If Margot Barnet and Joff Smith weren't already the frontrunners in the 13th Worcester House race, they were certainly treated as such Thursday night at the Willows in Worcester. In a debate where all six Democratic candidates were allowed to ask questions of each other, Barnet and Smtih were the two with targets painted on their backs.
Smith was repeatedly called upon to defend his record on the Worcester City Council, while several candidates made veiled -- and outright -- critiques of Barnet's endorsements by teachers and nurses unions.
The candidates are running for state representative in Paxton and several precincts of Worcester, to replace the retiring Robert Spellane (D-Worcester). The winner of the Sept. 14 Democratic primary will face Paul Franco (R-Worcester) and Ronal Madnick (U-Worcester) on the November ballot.
The knock on Smith: "I don't think he's distinguished himself on the City Council. He's been a follower, not a leader" -- John Mahoney. "He just didn't get it sometimes. You need experience. He let 25,000 trees be cut in his district. Unfortunately, he didn't take the leadership role" -- former colleague Mike Perotto. "Joff is trying to have it both ways. I'm not sure what we should be doing [about taxes]. Joff's saying it like it's an easy answer. I think he's pandering" -- Barnet.
Smith painted himself as the taxpayers' advocate on the council, saying he'd stood up to the administration in voting against tax increases, but Perotto and Mahoney took him to task for supporting the lowest residential tax rate -- and thereby maintaining a higher tax rate for businesses, driving businesses out of the city and ultimately increasing the share that must be borne by homeowners.
Late in the debate, John Mahoney tried to pin Smith on a charge of using his political influence to ensure that his family's business's road was repaved. Smith said Mahoney was mistaken.
"You've got to take a look at your source -- InCity Times, which is known for not always reporting the facts," Smith said. His family's business is "on a cobblestone road," not on busy Harding Street as Mahoney had alleged.
Barnet declared herself "proud to have the support of the people who teach our children, the people who take care of our ill." She had a quick rejoinder for Perotto's charge that she was "beholden to special interests."
"Did you seek any of those endorsements?" she asked. He admitted he had. "Then why are you attacking me for having received them?"
"They want to control you, Margot," Perotto replied. Other candidates, later in the debate, emphasized their "independence" from "special interests."
Late in the debate, both Barnet and Perotto pulled insider moves on Don Sharry, quizzing him on health care. Perotto asked him for his opinion on "Chapter 58." Sharry floundered a bit before admitting he didn't know what Chapter 58 is. It's the state health insurance law, Perotto responded; Sharry said he'd like to see the cost of care cut.
"We're both in the health care industry and we both understand this," Perotto said, "but at least I understand what Chapter 58 is."
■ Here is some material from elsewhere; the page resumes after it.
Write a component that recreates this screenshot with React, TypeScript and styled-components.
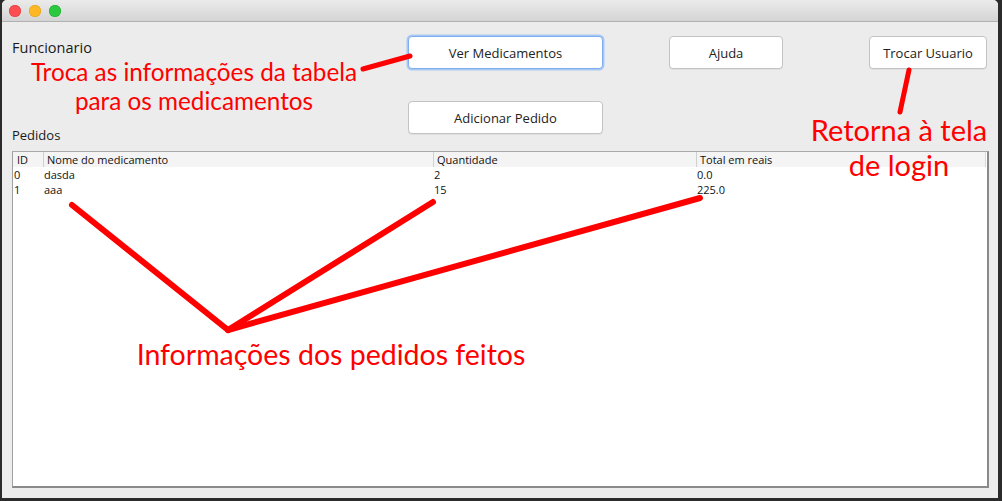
import React from "react";
import styled, { createGlobalStyle } from "styled-components";

const Global = createGlobalStyle`
  html, body { margin: 0; padding: 0; background: #2b2b2b; }
  body { font-family: "Open Sans", "Liberation Sans", sans-serif; }
`;

const Stage = styled.div`
  position: relative;
  width: 1002px;
  height: 501px;
  overflow: hidden;
  background: #2b2b2b;
  display: flex;
  padding-left: 2px;
  box-sizing: border-box;
`;

const Window = styled.div`
  width: 996px;
  height: 498px;
  background: #ececec;
  border-top-right-radius: 5px;
  border-top-left-radius: 5px;
  display: flex;
  flex-direction: column;
  overflow: hidden;
`;

const TitleBar = styled.div`
  height: 21px;
  flex: none;
  background: linear-gradient(#ebebeb, #d4d4d4);
  border-bottom: 1px solid #b1b1b1;
  display: flex;
  align-items: center;
  gap: 8px;
  padding-left: 7px;
`;

const Light = styled.span<{ $c: string; $b: string }>`
  width: 12px;
  height: 12px;
  border-radius: 50%;
  background: ${(p) => p.$c};
  box-shadow: inset 0 0 0 0.5px ${(p) => p.$b};
`;

const Content = styled.div`
  flex: 1;
  display: flex;
  flex-direction: column;
  padding: 14px 9px 10px 10px;
`;

const TopGrid = styled.div`
  display: grid;
  grid-template-columns: 396px 195px 66px 114px 86px 118px;
  grid-template-rows: 33px 32px 33px;
`;

const Label = styled.div<{ $size?: number }>`
  font-family: "Open Sans", "Liberation Sans", sans-serif;
  font-size: ${(p) => p.$size ?? 13}px;
  line-height: 17px;
  color: #1a1a1a;
`;

const TopLabel = styled(Label)`
  grid-column: 1;
  grid-row: 1;
  margin-top: 3px;
`;

const Button = styled.button<{ $col: number; $row: number; $focus?: boolean }>`
  grid-column: ${(p) => p.$col};
  grid-row: ${(p) => p.$row};
  margin: 0;
  padding: 0;
  background: #fff;
  border: 1px solid ${(p) => (p.$focus ? "#7eaef0" : "#c3c3c3")};
  box-shadow: ${(p) => (p.$focus ? "0 0 0 1.5px #a8c8f2" : "0 1px 0 rgba(0,0,0,0.05)")};
  border-radius: 4px;
  font-family: "Open Sans", "Liberation Sans", sans-serif;
  font-size: 13px;
  color: #222;
  cursor: default;
`;

const SectionLabel = styled(Label)`
  margin-top: -7px;
`;

const TableFrame = styled.div`
  margin-top: 7px;
  flex: 1;
  background: #fff;
  border-top: 1px solid #a9a9a9;
  border-left: 1px solid #a0a0a0;
  border-right: 2px solid #8a8a8a;
  border-bottom: 2px solid #8a8a8a;
  display: flex;
  flex-direction: column;
  font-family: "Open Sans", "Liberation Sans", sans-serif;
  font-size: 11px;
  color: #111;
`;

const COLS = "30px 390px 263px 1fr";

const HeaderRow = styled.div`
  display: grid;
  grid-template-columns: ${COLS};
  height: 15px;
  background: #f4f4f4;
  border-right: 1px solid #d8d8d8;
  margin-right: 1px;
`;

const HeaderCell = styled.div<{ $first?: boolean }>`
  padding-left: 3px;
  line-height: 15px;
  border-left: 1px solid ${(p) => (p.$first ? "transparent" : "#d0d0d0")};
  white-space: nowrap;
`;

const Row = styled.div`
  display: grid;
  grid-template-columns: ${COLS};
  height: 15px;
`;

const Cell = styled.div`
  padding-left: 1px;
  line-height: 15px;
  white-space: nowrap;
`;

const Overlay = styled.svg`
  position: absolute;
  inset: 0;
  pointer-events: none;
`;

const Note = styled.div<{ $cx: number; $y: number; $size: number; $lh: number }>`
  position: absolute;
  left: ${(p) => p.$cx}px;
  top: ${(p) => p.$y}px;
  transform: translateX(-50%);
  font-family: "Lato", "Liberation Sans", sans-serif;
  font-size: ${(p) => p.$size}px;
  line-height: ${(p) => p.$lh}px;
  color: #ff0000;
  text-align: center;
  white-space: nowrap;
`;

const rows = [
  ["0", "dasda", "2", "0.0"],
  ["1", "aaa", "15", "225.0"],
];

export default function App() {
  return (
    <Stage>
      <Global />
      <Window>
        <TitleBar>
          <Light $c="#fc4d50" $b="#df3d3f" />
          <Light $c="#fdb823" $b="#de9c19" />
          <Light $c="#2ac83e" $b="#1ea72e" />
        </TitleBar>
        <Content>
          <TopGrid>
            <TopLabel $size={14.5}>Funcionario</TopLabel>
            <Button $col={2} $row={1} $focus>
              Ver Medicamentos
            </Button>
            <Button $col={4} $row={1}>
              Ajuda
            </Button>
            <Button $col={6} $row={1}>
              Trocar Usuario
            </Button>
            <Button $col={2} $row={3}>
              Adicionar Pedido
            </Button>
          </TopGrid>
          <SectionLabel>Pedidos</SectionLabel>
          <TableFrame>
            <HeaderRow>
              <HeaderCell $first>ID</HeaderCell>
              <HeaderCell>Nome do medicamento</HeaderCell>
              <HeaderCell>Quantidade</HeaderCell>
              <HeaderCell>Total em reais</HeaderCell>
            </HeaderRow>
            {rows.map((r) => (
              <Row key={r[0]}>
                {r.map((c, i) => (
                  <Cell key={i}>{c}</Cell>
                ))}
              </Row>
            ))}
          </TableFrame>
        </Content>
      </Window>
      <Overlay width="1002" height="501" viewBox="0 0 1002 501">
        <g stroke="#ff0000" strokeLinecap="round" fill="none">
          <line x1="363" y1="69" x2="410" y2="56" strokeWidth="5" />
          <line x1="909" y1="70" x2="900" y2="112" strokeWidth="5" />
          <line x1="228" y1="330" x2="72" y2="205" strokeWidth="6" />
          <line x1="228" y1="330" x2="433" y2="202" strokeWidth="6" />
          <line x1="228" y1="330" x2="700" y2="198" strokeWidth="6" />
        </g>
      </Overlay>
      <Note $cx={194} $y={57} $size={24.3} $lh={29}>
        Troca as informações da tabela
        <br />
        para os medicamentos
      </Note>
      <Note $cx={899} $y={112} $size={29} $lh={35}>
        Retorna à tela
        <br />
        de login
      </Note>
      <Note $cx={331} $y={337} $size={28.5} $lh={35}>
        Informações dos pedidos feitos
      </Note>
    </Stage>
  );
}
Barnet asked Sharry what committees he'd like to join, if elected; he said he'd worked in health insurance for 20 years, so he'd like to serve on that committee.
"Which committee is that?" she asked.
"That would be the health insurance committee," he said, admitting he didn't know its exact name.
Barnet's only clear misstep was an overreliance on prepared statements; both her opening and closing statements ran over the alotted time, and she hesitated and dithered before answering a question in the middle of the debate that she had planned to address in her closing remarks. It's hard to say anyone "won" the debate, although Smith and Gina DiBaro managed to avoid making any mistakes.